2.2. Multi-Source Data

Landsat8 OLI/TIRS data were extracted from the U.S. Geological Survey (USGS, https://www.usgs.gov/, accessed on 5 February 2022) at a spatial resolution of 30 m. To obtain more reliable results, several remote sensing images were acquired for LST interpretation, which were focused on the summer season (July–September), because the year-round UHI effect is most pronounced in this season. To obtain high-quality interpretation, three images with clear and cloud-free weather were selected, on 6 September 2019, 22 July 2020, and 27 September 2021.

Land classification was used to further calculate the landscape pattern metrics based on 2018 Gaofen-1 satellite (GF-1) images, which have a panchromatic resolution of 2 m and a multi-spectral resolution of 8 m [43]. Object-oriented classification was performed using the eCognition software (Definiens Imaging, Inc., Germany).
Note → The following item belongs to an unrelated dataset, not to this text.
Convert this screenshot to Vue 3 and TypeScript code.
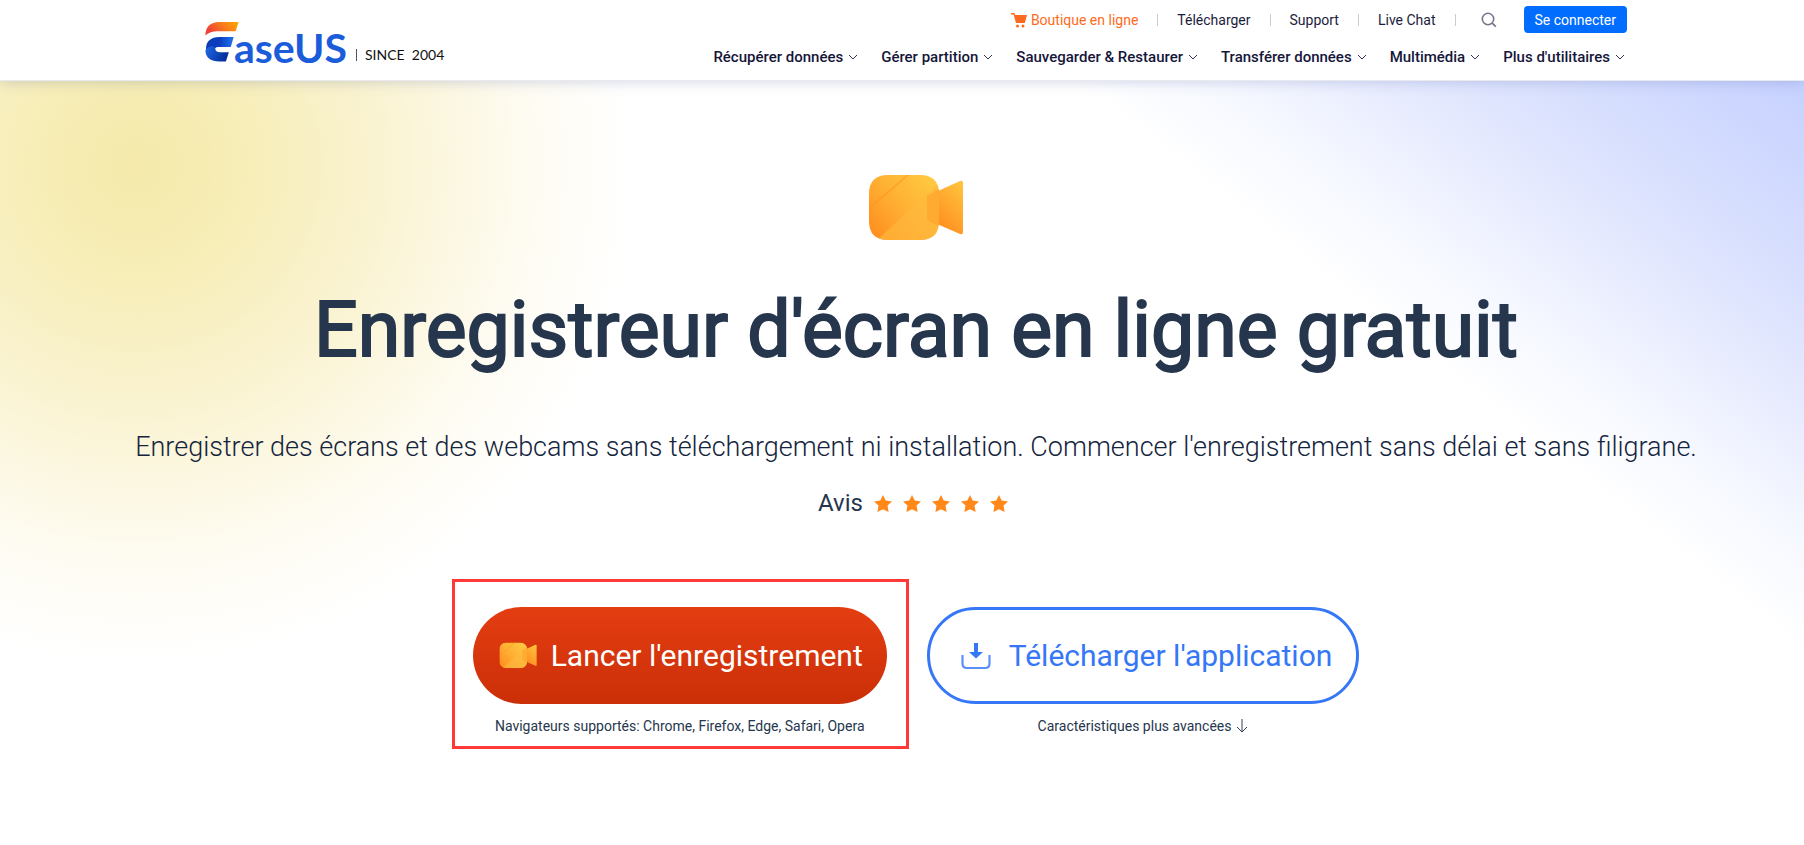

Classifications were obtained for forest land, built-up land, water body, cropland and unused land, and the classification accuracy was assessed using Google high-resolution historical imagery as a reference layer, reaching 89% overall. The factors of the land use types included green area, water system area, and building area in each unit. Water systems were considered because of the developed water systems in Fuzhou. Grassland, arable land, and unused land were not considered in this study, as they are not distributed extensively in the main urban area.

Building height (BH), building density (BD), and sky view factor (SVF) were used as important indicators to reflect the spatial forms of urban. Building data were obtained from the Baidu Map Service Platform (https://lbsyun.baidu.com/, accessed on 5 February 2022). The building outlines and heights in Fuzhou in 2020 were obtained using an open API programmed in Python. Building density was calculated as the ratio of the total built-up area to the unit area [29]:

$$Built-upDensity=\frac{Built-uparea}{Totalarea}$$

(1)

The SVF is another 3D characteristic measure of UHIs and was calculated using:

$$SVF=1-{\displaystyle \sum }_{i=1}^N{\sin }^2{\beta }_i(\frac{{\alpha }_i}{360°})$$

(2)

where $N$ is the total number of sectors in the sky hemisphere obscured by obstacles and ${\alpha }_i$ and ${\beta }_i$ are the azimuth and maximum building height angles in each sector, respectively [44].

Social factors used to monitor and assess socioeconomic and urbanization dynamics included population density (Pop_Den) and night light index (NL). The population density data were obtained from (https://www.worldpop.org/, accessed on 5 February 2022), with a 100 m resolution [45], and the night light data, which is considered to be an important socioeconomic indicator that affects LST [46], were obtained from Wuhan University’s Luojia1-01 scientific satellite, with an accuracy of 130 m.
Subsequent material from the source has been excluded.